▸ PROVIDED DATA:
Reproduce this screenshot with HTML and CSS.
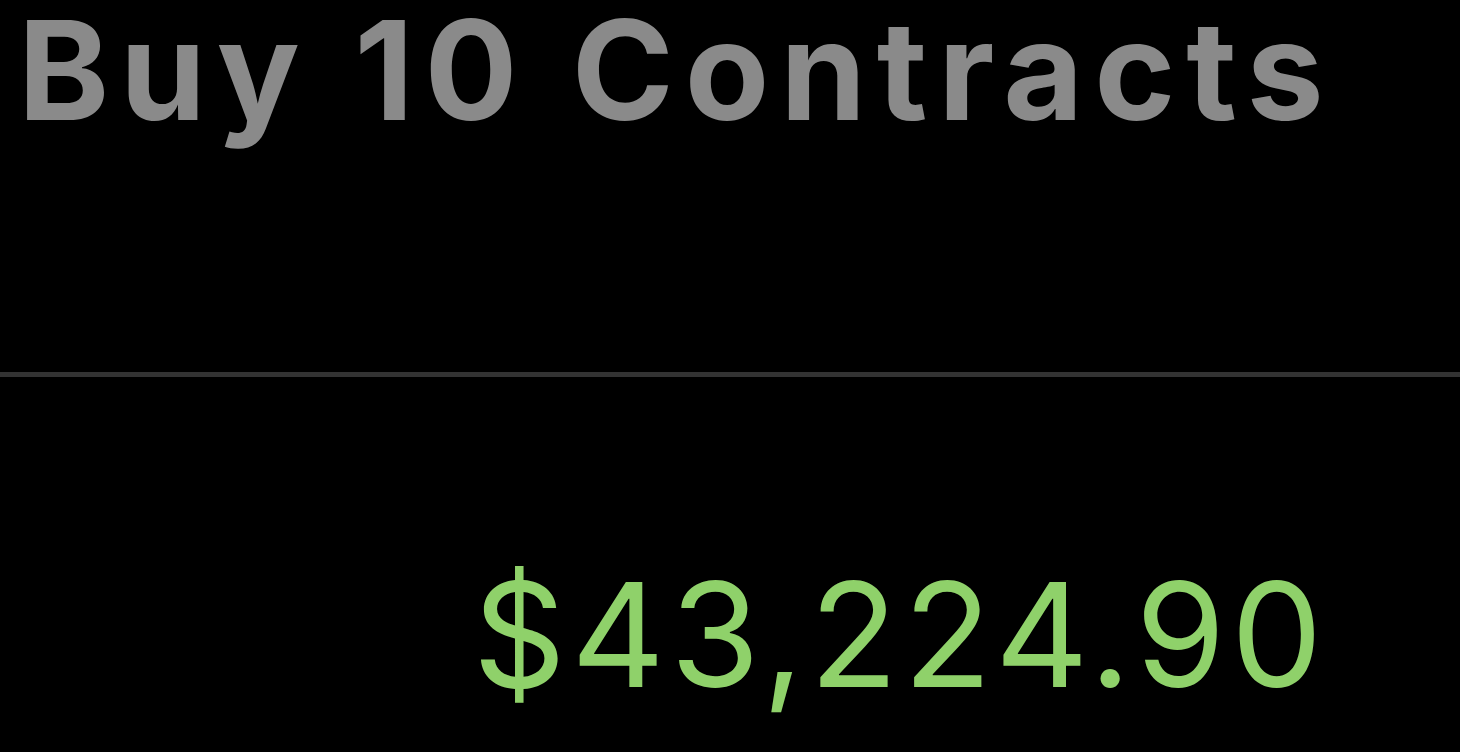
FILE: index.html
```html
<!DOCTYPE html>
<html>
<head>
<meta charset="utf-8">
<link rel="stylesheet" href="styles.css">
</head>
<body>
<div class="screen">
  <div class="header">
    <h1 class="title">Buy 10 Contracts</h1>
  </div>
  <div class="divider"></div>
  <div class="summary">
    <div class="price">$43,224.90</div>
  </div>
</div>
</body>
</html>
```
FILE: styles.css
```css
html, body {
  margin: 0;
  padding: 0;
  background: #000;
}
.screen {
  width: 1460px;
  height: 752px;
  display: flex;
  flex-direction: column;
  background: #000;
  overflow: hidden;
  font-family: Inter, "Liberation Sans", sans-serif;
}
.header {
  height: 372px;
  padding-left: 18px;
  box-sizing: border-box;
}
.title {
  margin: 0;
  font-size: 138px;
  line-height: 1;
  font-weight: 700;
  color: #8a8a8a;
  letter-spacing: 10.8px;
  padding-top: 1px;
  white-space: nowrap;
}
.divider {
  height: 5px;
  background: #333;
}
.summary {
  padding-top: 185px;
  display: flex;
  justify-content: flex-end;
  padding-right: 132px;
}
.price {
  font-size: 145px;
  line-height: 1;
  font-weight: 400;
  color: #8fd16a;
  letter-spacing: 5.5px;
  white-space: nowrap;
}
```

▸ WHAT YOU WILL DO:
Return the material word for word. Pictures are not part of the copy.

▸ ANSWER TO THE PROBLEM:
Reproduce this screenshot with HTML and CSS.
FILE: index.html
```html
<!DOCTYPE html>
<html>
<head>
<meta charset="utf-8">
<link rel="stylesheet" href="styles.css">
</head>
<body>
<div class="screen">
  <div class="header">
    <h1 class="title">Buy 10 Contracts</h1>
  </div>
  <div class="divider"></div>
  <div class="summary">
    <div class="price">$43,224.90</div>
  </div>
</div>
</body>
</html>
```
FILE: styles.css
```css
html, body {
  margin: 0;
  padding: 0;
  background: #000;
}
.screen {
  width: 1460px;
  height: 752px;
  display: flex;
  flex-direction: column;
  background: #000;
  overflow: hidden;
  font-family: Inter, "Liberation Sans", sans-serif;
}
.header {
  height: 372px;
  padding-left: 18px;
  box-sizing: border-box;
}
.title {
  margin: 0;
  font-size: 138px;
  line-height: 1;
  font-weight: 700;
  color: #8a8a8a;
  letter-spacing: 10.8px;
  padding-top: 1px;
  white-space: nowrap;
}
.divider {
  height: 5px;
  background: #333;
}
.summary {
  padding-top: 185px;
  display: flex;
  justify-content: flex-end;
  padding-right: 132px;
}
.price {
  font-size: 145px;
  line-height: 1;
  font-weight: 400;
  color: #8fd16a;
  letter-spacing: 5.5px;
  white-space: nowrap;
}
```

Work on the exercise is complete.